Dear Praying Friends,
“It’s a dangerous business...going out of your door. You step onto the road, and if you don’t keep your feet, there is no telling where you might be swept off to.” A truer word was never spoken. Like most hobbits of Hobbiton, I was becoming very settled in the quiet life in my hobbit-hole, and giving little thought to adventures beyond the Shire. So it seemed against my better judgment that I had arranged to take a six-week expedition through Europe this summer. On some level I recognized that it was something I needed to do, and believed God had designs in mind; but moving forward felt like begrudging obedience rather than eager anticipation. But reluctance quickly gave way to joyful embrace once I finally opened the book and entered the first of three wildly different “chapters” of this story.
Train platform in Geneva, Switzerland |
CHAPTER ONE. On June 24, nine of us “pilgrims,” including our guide and her assistant, met in quaint little Beaune, France.

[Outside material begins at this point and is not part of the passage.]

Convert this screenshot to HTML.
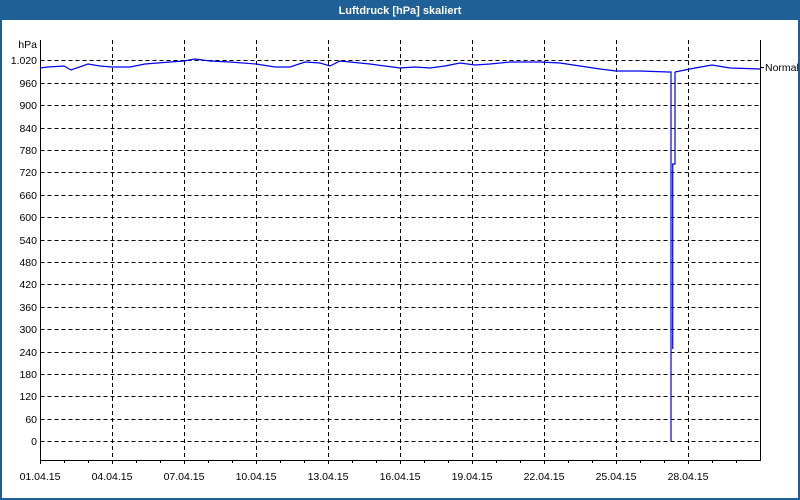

We bonded quickly as a group, and together we steeped ourselves in the rich Christian heritage and history of Burgundy and Bavaria. It was called a “wine pilgrimage,” and while wine was an important theme, it was more than that—we soaked in the landscape, the agriculture, the architecture, the food, the art, the music of these regions. It was a feast for all the senses…and this was not incidental. It poked and provoked all sorts of things in me, for whom spirituality has mostly been lived in my head—the realm of thoughts and ideas, and not embodied, sensorial, and emotional experience. Many of our modern Christian traditions take a guarded view of the emotional and are cautious about indulging the senses. Like ancient Gnostics, we are tempted to separate reality into the “spiritual” and “material” and then look down our noses on the material. But God created our senses—and beautiful material things to sense—to draw us into knowledge and worship of Him, the exuberant Creator and Giver of good gifts. When the Bible speaks of encountering God in a sensory way, it’s not just being metaphorical. The material world—broken and fallen as it is—still vibrates with the Creator’s life and presence, and He wants us seek Him out with our eyes and listen to Him with our ears, to feel Him with our hands, to smell His aroma and taste His goodness. And He created us to do so in community with one another. So together, we pilgrims spent that first week exploring God’s goodness through our senses…the delights of wine and food, the feel of damp soil and woody vines on the fingers, the scent of blooming linden trees and ancient wine cellars, the stunning vistas of rivers and vineyards and wildflowers and the artful handiwork of Christ-followers of the past centuries, and the transcendent sounds of wind and water and strings on instruments, and through the powerful communion--a true koinonia--of sharing life and laughter and tears. It was a wonderful beginning “tutorial” for embodied spiritual life. I yearn for more. I’m still unpacking this.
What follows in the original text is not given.